Word of the ban came out when the Gay Officers Action League said in a release it was disheartened by the decision.
The group called the ban an "abrupt about-face" and said the decision "to placate some of the activists in our community is shameful."
The parade is scheduled for June after the coronavirus prevented many Pride events worldwide last year, including in New York which instead hosted virtual performances in front of masked participants and honoured front-line workers in the pandemic crisis.
The disruptions frustrated activists who had hoped to collectively mark the 50th anniversary of the first Gay Pride parades and marches in Chicago, Los Angeles, New York and San Francisco in 1970.
Those marches came a year after the 1969 uprising outside Manhattan's Stonewall Inn, a gay bar, in response to a police raid. The uprising is largely credited with fueling the modern LGBTQ rights movement.
Pride season occurs this year amid activism inspired by the response to racial injustice and police brutality in the wake of George Floyd's death last year at the hands of police in Minneapolis.
Pride NYC's announcement follows a division among organisers in recent years in planning for celebrations of LGBTQ pride in New York City.

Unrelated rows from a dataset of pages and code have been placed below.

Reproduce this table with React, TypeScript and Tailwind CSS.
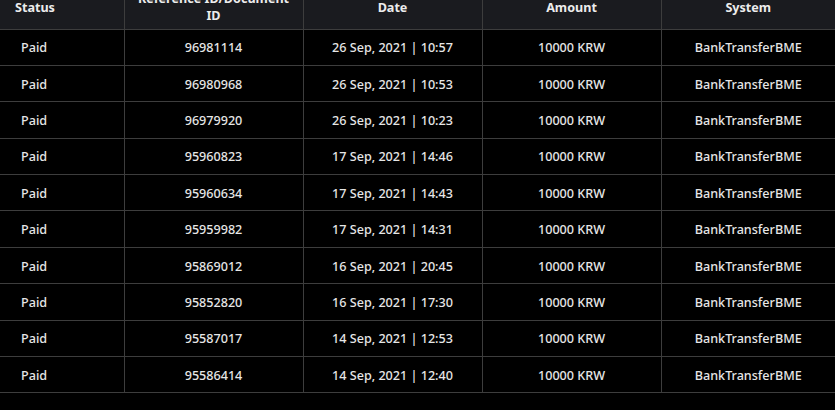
import React from "react";

const rows = [
  ["96981114", "26 Sep, 2021 | 10:57"],
  ["96980968", "26 Sep, 2021 | 10:53"],
  ["96979920", "26 Sep, 2021 | 10:23"],
  ["95960823", "17 Sep, 2021 | 14:46"],
  ["95960634", "17 Sep, 2021 | 14:43"],
  ["95959982", "17 Sep, 2021 | 14:31"],
  ["95869012", "16 Sep, 2021 | 20:45"],
  ["95852820", "16 Sep, 2021 | 17:30"],
  ["95587017", "14 Sep, 2021 | 12:53"],
  ["95586414", "14 Sep, 2021 | 12:40"],
];

export default function App() {
  return (
    <div
      className="w-[835px] h-[410px] overflow-hidden bg-black text-[12.6px] text-[#e6e6e6]"
      style={{ fontFamily: '"Noto Sans", "Open Sans", sans-serif' }}
    >
      <table className="-mt-[15px] w-[835px] table-fixed border-collapse">
        <colgroup>
          <col className="w-[124px]" />
          <col className="w-[179px]" />
          <col className="w-[179px]" />
          <col className="w-[179px]" />
          <col className="w-[174px]" />
        </colgroup>
        <thead>
          <tr className="h-[44px] bg-[#1a1b1f] font-bold text-[#ececec] leading-[17px]">
            <th className="border-b border-r border-[#3d3d3d] pl-[15px] pt-[2px] text-left font-bold">Status</th>
            <th className="border-b border-r border-[#3d3d3d] px-2 text-center font-bold">
              Reference ID/Document
              <br />
              ID
            </th>
            <th className="border-b border-r border-[#3d3d3d] pt-[2px] text-center font-bold">Date</th>
            <th className="border-b border-r border-[#3d3d3d] pt-[2px] text-center font-bold">Amount</th>
            <th className="border-b border-[#3d3d3d] pt-[2px] text-center font-bold">System</th>
          </tr>
        </thead>
        <tbody>
          {rows.map(([id, date]) => (
            <tr key={id} className="h-[36.4px] font-medium">
              <td className="border-b border-r border-[#3d3d3d] pl-[21px] pt-[3px] text-left">Paid</td>
              <td className="border-b border-r border-[#3d3d3d] pt-[3px] text-center">{id}</td>
              <td className="border-b border-r border-[#3d3d3d] pt-[3px] text-center">{date}</td>
              <td className="border-b border-r border-[#3d3d3d] pt-[3px] text-center">10000 KRW</td>
              <td className="border-b border-[#3d3d3d] pt-[3px] text-center">BankTransferBME</td>
            </tr>
          ))}
        </tbody>
      </table>
    </div>
  );
}
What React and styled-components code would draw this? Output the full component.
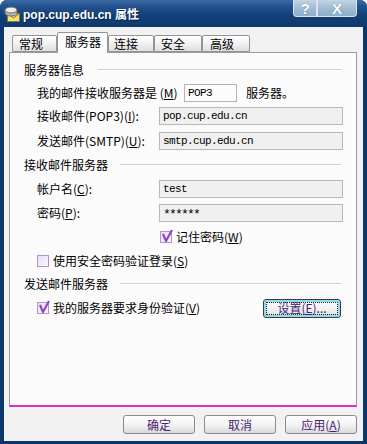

In 2019, there were two marches in Manhattan after some in the community concluded that the annual parade had become too commercialised. The Queer Liberation March aimed for a protest vibe, saying the main Pride march was too heavily policed by the same department that raided Stonewall a half century earlier.
The New York Police Department commissioner apologised for the raid during a briefing in 2019, calling it "wrong, plain and simple."
Detective Sophia Mason, a spokesperson for the New York Police Department, said on Saturday the department's "annual work to ensure a safe, enjoyable Pride season has been increasingly embraced by its participants."
She added: "The idea of officers being excluded is disheartening and runs counter to our shared values of inclusion and tolerance. That said, we'll still be there to ensure traffic safety and good order during this huge, complex event."